Belajar Menurut Islam
Adapun belajar merupakan aktivitas yang tidak
dapat dipisahkan dari kehidupan manusia, dan juga sebagai pendapat hasil
renungan semata. Walaupun tidak ada ajaran agama yang secara detail membahas
tentang belajar, namun agama juga menganjurkan manusia untuk selalu melakukan
kegiatan belajar. Dalam ajaran agama secara eksplisit maupun implisit telah
menyinggung bahwa belajar adalah aktivitas yang dapat memberikan kebaikan
kepada manusia.[1]
Aktivitas belajar sangat terkait dengan proses
pencarian ilmu. Islam sendiri sangat menekankan terhadap pentingnya ilmu.
Al-Qur’an dan al-Sunnah mengajak kaum muslimin untuk mencari dan mendapatkan
ilmu dan kearifan, serta menempatkan orang-orang yang berpengetahuan pada
derajat yang tinggi.
Di dalam al-Qur’an kata al-‘ilm dan
kata-kata jadiannya digunakan lebih dari 780 kali.

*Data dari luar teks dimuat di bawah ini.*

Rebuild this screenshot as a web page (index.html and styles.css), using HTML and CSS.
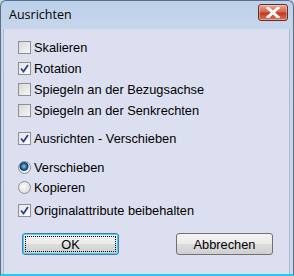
FILE: index.html
```html
<!DOCTYPE html>
<html>
<head>
<meta charset="utf-8">
<link rel="stylesheet" href="styles.css">
</head>
<body>
<div class="window">
  <div class="titlebar">
    <span class="title">Ausrichten</span>
    <span class="close">
      <svg width="14" height="11" viewBox="0 0 14 11"><path d="M2 1 L12 10 M12 1 L2 10" stroke="#fff" stroke-width="3" stroke-linecap="square"/></svg>
    </span>
  </div>
  <div class="client">
    <div class="group">
      <div class="row"><span class="cb"></span><span>Skalieren</span></div>
      <div class="row"><span class="cb checked"><svg width="9" height="9" viewBox="0 0 9 9"><path d="M1 4.5 L3.5 7.5 L8 1" fill="none" stroke="#2a3f9a" stroke-width="1.8"/></svg></span><span>Rotation</span></div>
      <div class="row"><span class="cb"></span><span>Spiegeln an der Bezugsachse</span></div>
      <div class="row"><span class="cb"></span><span>Spiegeln an der Senkrechten</span></div>
    </div>
    <div class="group g2">
      <div class="row"><span class="cb checked"><svg width="9" height="9" viewBox="0 0 9 9"><path d="M1 4.5 L3.5 7.5 L8 1" fill="none" stroke="#2a3f9a" stroke-width="1.8"/></svg></span><span>Ausrichten - Verschieben</span></div>
    </div>
    <div class="group g3">
      <div class="row r-radio"><span class="rb on"></span><span>Verschieben</span></div>
      <div class="row r-radio"><span class="rb"></span><span>Kopieren</span></div>
    </div>
    <div class="group g4">
      <div class="row"><span class="cb checked"><svg width="9" height="9" viewBox="0 0 9 9"><path d="M1 4.5 L3.5 7.5 L8 1" fill="none" stroke="#2a3f9a" stroke-width="1.8"/></svg></span><span>Originalattribute beibehalten</span></div>
    </div>
    <div class="buttons">
      <div class="btn default"><span class="focus">OK</span></div>
      <div class="btn">Abbrechen</div>
    </div>
  </div>
</div>
</body>
</html>
```
FILE: styles.css
```css
html, body { margin: 0; padding: 0; }
body { width: 294px; height: 276px; overflow: hidden; background: #c9d6ea; font-family: "Liberation Sans", Arial, sans-serif; font-size: 12px; color: #000; }
.window { box-sizing: border-box; width: 294px; height: 276px; border: 1px solid #5a6f8c; border-radius: 6px 6px 0 0; background: linear-gradient(#bcd1ea, #c7d6ec 30px, #cbd8ec); display: flex; flex-direction: column; border-bottom: 2px solid #29c6f0; }
.titlebar { height: 28px; display: flex; align-items: center; justify-content: space-between; padding: 0 5px 0 8px; flex: none; }
.title { font-family: "Open Sans", "Noto Sans", sans-serif; font-size: 12.5px; color: #000; margin-top: -2px; }
.close { width: 28px; height: 15px; margin-top: -5px; border: 1px solid #6b2a22; border-radius: 3px; background: linear-gradient(#e9a99a, #d6664f 45%, #c0391f 55%, #d8785c); display: flex; align-items: center; justify-content: center; box-shadow: inset 0 0 0 1px rgba(255,255,255,0.35); }
.client { flex: 1; margin: 0 3px 0 2px; background: #dcdfef; border-left: 1px solid #aeb9cc; border-right: 1px solid #aeb9cc; padding: 12px 0 0 14px; display: flex; flex-direction: column; font-size: 12.8px; }
.group { display: flex; flex-direction: column; gap: 8px; }
.row { display: flex; align-items: center; height: 13px; gap: 3px; white-space: nowrap; }
.g2 { margin-top: 15px; }
.g3 { margin-top: 16px; gap: 7px; }
.g4 { margin-top: 10px; }
.cb { box-sizing: border-box; width: 13px; height: 13px; border: 1px solid #8e8f8f; background: linear-gradient(135deg, #d8d8d8, #f6f6f6); display: flex; align-items: center; justify-content: center; flex: none; }
.cb.checked { background: linear-gradient(135deg, #e6e6e6, #fbfbfb); }
.rb { box-sizing: border-box; width: 13px; height: 13px; border-radius: 50%; border: 1px solid #8e8f8f; background: radial-gradient(circle at 40% 40%, #fafafa, #d4d4d4); flex: none; }
.rb.on { background: radial-gradient(circle at 45% 40%, #8ad0f0 0, #1c5a9a 3px, #0d3a6a 4px, #f0f0f0 5px, #dcdcdc); }
.buttons { display: flex; justify-content: space-between; margin-top: 16px; padding-right: 16px; padding-left: 4px; }
.btn { box-sizing: border-box; width: 97px; height: 22px; border: 1px solid #707070; border-radius: 3px; background: linear-gradient(#f3f3f3, #ebebeb 50%, #dddddd 51%, #cfcfcf); display: flex; align-items: center; justify-content: center; font-size: 12.8px; }
.btn.default { border-color: #3c7fb1; box-shadow: inset 0 0 0 1px #48d0f5; padding: 2px; }
.focus { flex: 1; align-self: stretch; display: flex; align-items: center; justify-content: center; border: 1px dotted #000; }
```
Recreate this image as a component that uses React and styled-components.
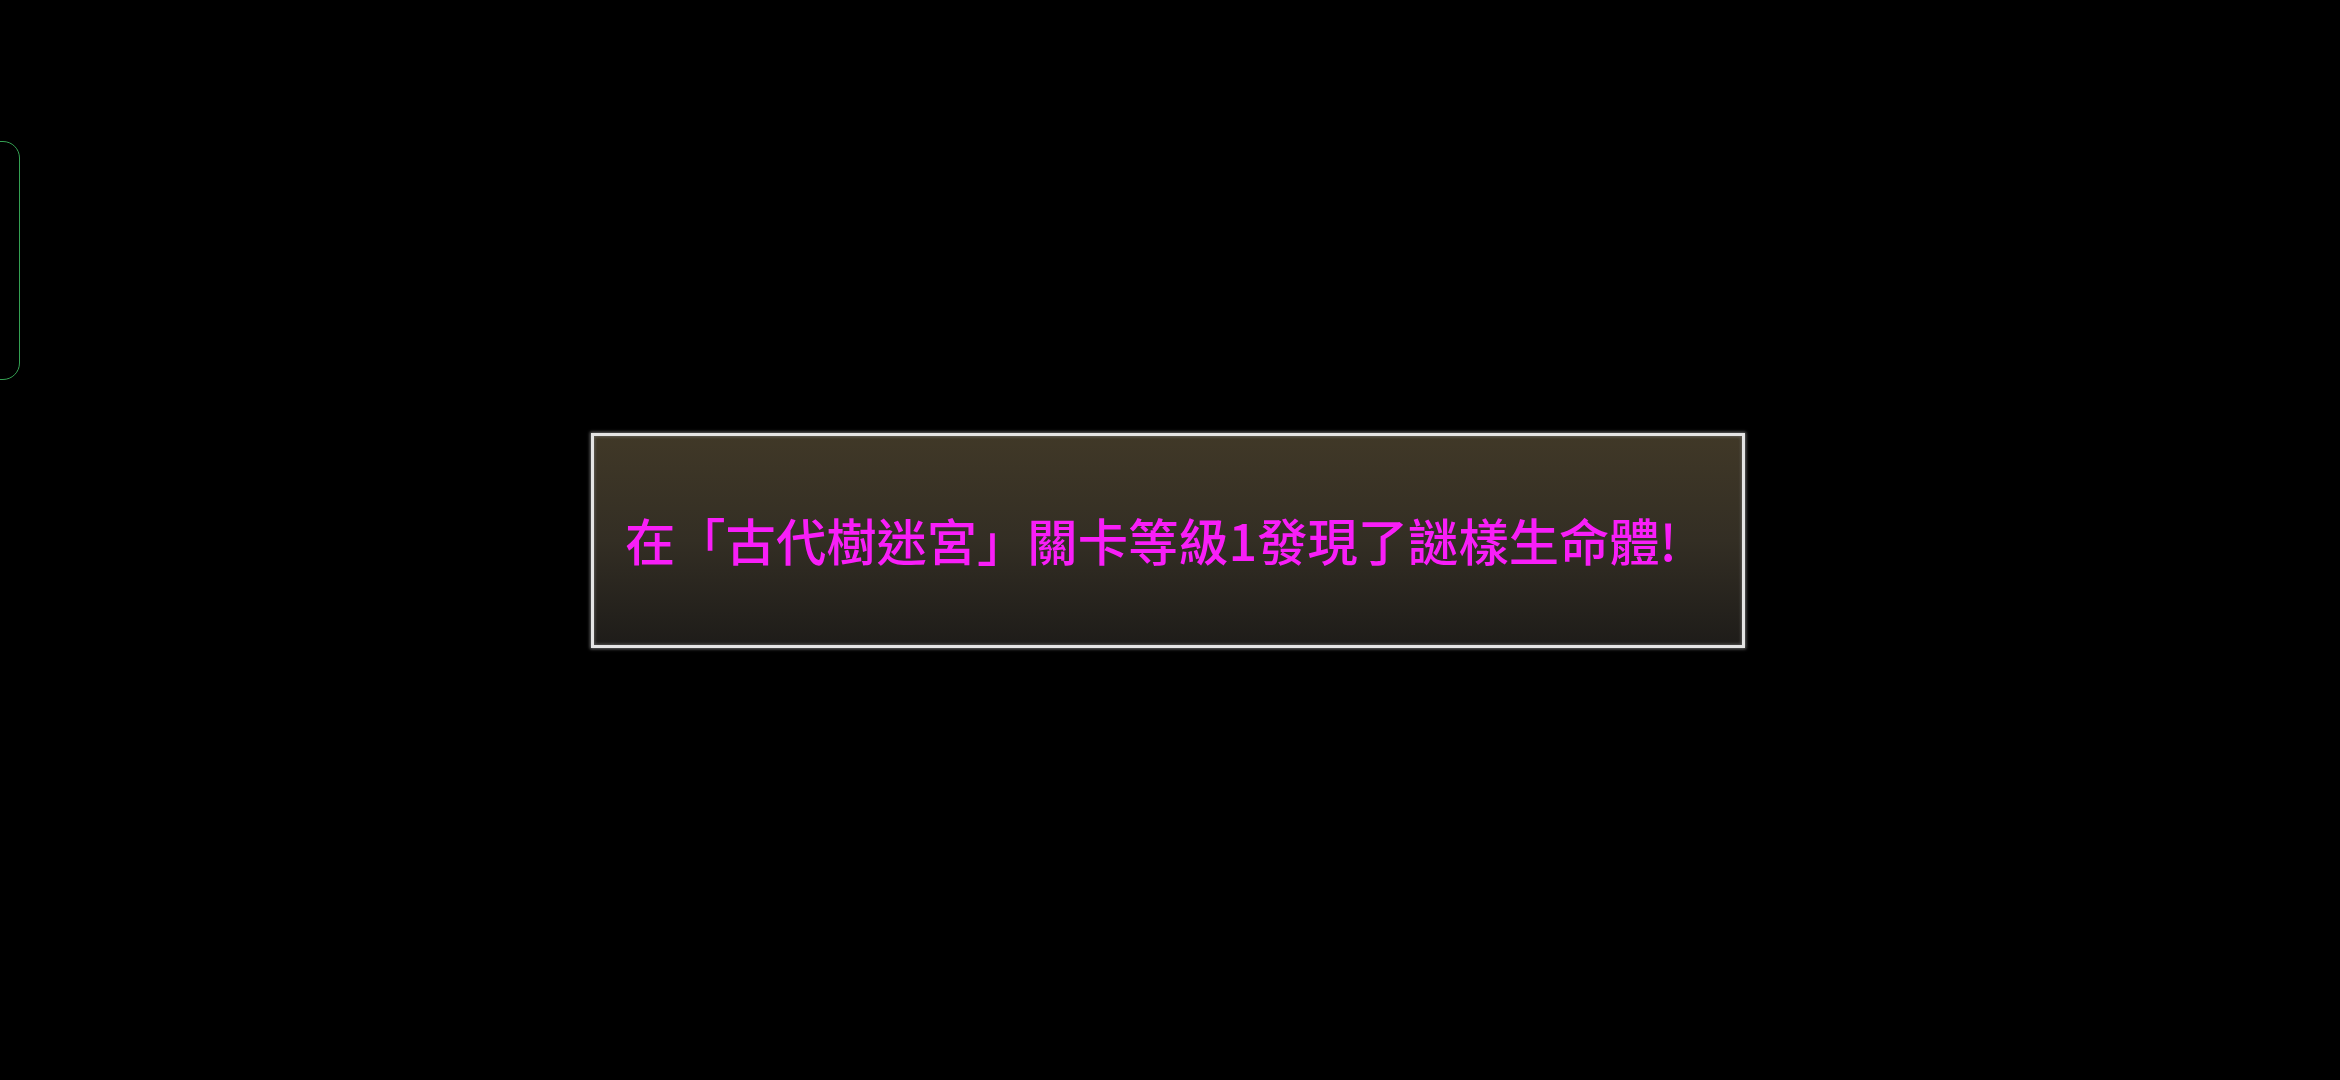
import { createGlobalStyle, styled } from "styled-components";

const GlobalStyle = createGlobalStyle`
    html, body {
        margin: 0;
        padding: 0;
        background: #000;
    }
`

const Screen = styled.div`
    position: relative;
    width: 2340px;
    height: 1080px;
    background: #000;
    display: flex;
    align-items: center;
    justify-content: center;
    overflow: hidden;
`

const SideHandle = styled.div`
    position: absolute;
    left: -20px;
    top: 141px;
    width: 40px;
    height: 239px;
    border: 1.5px solid #34a052;
    border-radius: 17px;
    box-sizing: border-box;
`

const MessageBox = styled.div`
    width: 1154px;
    height: 215px;
    margin-left: -4px;
    box-sizing: border-box;
    border: 3px solid #e4e4e4;
    box-shadow: 0 0 3px 1px rgba(150, 150, 150, 0.7), inset 0 0 3px 1px rgba(120, 120, 120, 0.6);
    background: linear-gradient(to bottom, #403827 0%, #332e24 50%, #1e1c19 100%);
    display: flex;
    align-items: center;
    padding: 0 0 2px 31px;
`

const Message = styled.p`
    margin: 0;
    color: #f81ef8;
    font-family: "Noto Sans CJK TC", "Noto Sans", sans-serif;
    font-weight: 500;
    font-size: 50.3px;
    line-height: 1;
    white-space: nowrap;
`

export default function App() {
    return (
        <>
            <GlobalStyle />
            <Screen>
                <SideHandle />
                <MessageBox>
                    <Message>在「古代樹迷宮」關卡等級1發現了謎樣生命體!</Message>
                </MessageBox>
            </Screen>
        </>
    )
}
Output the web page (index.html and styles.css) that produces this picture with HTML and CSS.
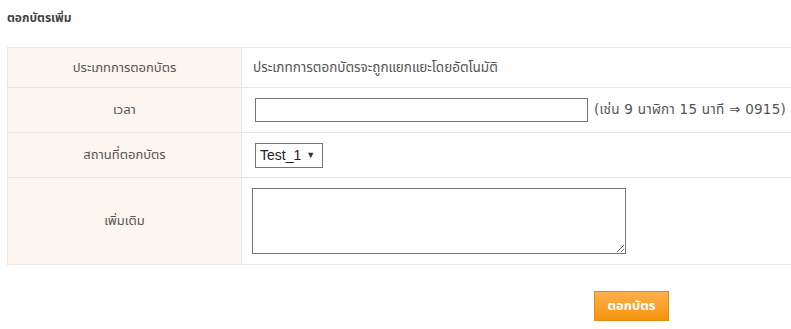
FILE: index.html
```html
<!DOCTYPE html>
<html>
<head>
<meta charset="utf-8">
<link rel="stylesheet" href="styles.css">
</head>
<body>
<div class="page">
  <h3 class="title">ตอกบัตรเพิ่ม</h3>
  <table class="form-table">
    <tr class="row-type">
      <th class="label">ประเภทการตอกบัตร</th>
      <td class="value">ประเภทการตอกบัตรจะถูกแยกแยะโดยอัตโนมัติ</td>
    </tr>
    <tr class="row-time">
      <th class="label">เวลา</th>
      <td class="value"><input type="text" class="time-input"><span class="hint">(เช่น 9 นาฬิกา 15 นาที ⇒ 0915)</span></td>
    </tr>
    <tr class="row-place">
      <th class="label">สถานที่ตอกบัตร</th>
      <td class="value"><span class="select">Test_1 <span class="arrow">▼</span></span></td>
    </tr>
    <tr class="row-note">
      <th class="label">เพิ่มเติม</th>
      <td class="value"><textarea class="note"></textarea></td>
    </tr>
  </table>
  <div class="actions">
    <button class="submit">ตอกบัตร</button>
  </div>
</div>
</body>
</html>
```
FILE: styles.css
```css
html, body {
  margin: 0;
  padding: 0;
  background: #fff;
}
body {
  font-family: "DejaVu Sans", Tahoma, "Noto Sans Thai", "Noto Sans", sans-serif;
  font-size: 13px;
  color: #555;
  overflow: hidden;
}
.page {
  padding: 0 0 0 7px;
  width: 800px;
}
.title {
  margin: 0;
  padding: 9px 0 0 0;
  height: 47px;
  box-sizing: border-box;
  font-size: 12px;
  font-weight: bold;
  color: #444;
}
.form-table {
  border-collapse: collapse;
  width: 800px;
  table-layout: fixed;
}
.form-table th, .form-table td {
  border: 1px solid #e6e6e6;
  padding: 0 11px;
  font-weight: normal;
}
.label {
  width: 234px;
  box-sizing: border-box;
  background: #fdf5ef;
  text-align: center;
  color: #555;
}
.value {
  text-align: left;
  color: #555;
  font-size: 13.5px;
}
.row-type { height: 40px; }
.row-time { height: 45px; }
.row-place { height: 45px; }
.row-note { height: 87px; }
.time-input {
  width: 333px;
  height: 24px;
  box-sizing: border-box;
  border: 1px solid #767676;
  margin: 0 6px 0 2px;
  padding: 0;
  vertical-align: middle;
}
.hint {
  vertical-align: middle;
  color: #555;
  letter-spacing: 0.25px;
}
.select {
  display: inline-flex;
  align-items: center;
  box-sizing: border-box;
  height: 25px;
  width: 68px;
  margin-left: 2px;
  border: 1px solid #767676;
  padding: 0 4px;
  color: #222;
  font-family: "Liberation Sans", Arial, sans-serif;
  font-size: 14px;
  vertical-align: middle;
}
.arrow {
  font-size: 9px;
  margin-left: 5px;
  color: #333;
}
.note {
  display: block;
  width: 374px;
  height: 66px;
  box-sizing: border-box;
  border: 1px solid #767676;
  margin: 0 0 0 -1px;
  resize: both;
}
.actions {
  display: flex;
  padding: 26px 0 0 587px;
}
.submit {
  width: 75px;
  height: 30px;
  box-sizing: border-box;
  border: 1px solid #e08c14;
  background: linear-gradient(#fcb04e, #f7940a);
  color: #fff;
  font-family: Tahoma, "Noto Sans Thai", "Noto Sans", sans-serif;
  font-size: 13px;
  font-weight: bold;
  padding: 0;
}
```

Beberapa ayat pertama,
diwahyukan kepada rasulullah Saw., menyebutkan pentingnya membaca, pena, dan
ajaran untuk manusia.
1.
bacalah dengan (menyebut) nama Tuhanmu yang Menciptakan,
2. Dia
telah menciptakan manusia dari segumpal darah.
3.
Bacalah, dan Tuhanmulah yang Maha pemurah,
4. yang mengajar
(manusia) dengan perantaran kalam,
5. Dia
mengajar kepada manusia apa yang tidak diketahuinya. (QS. al-‘Alaq/96 :1-5)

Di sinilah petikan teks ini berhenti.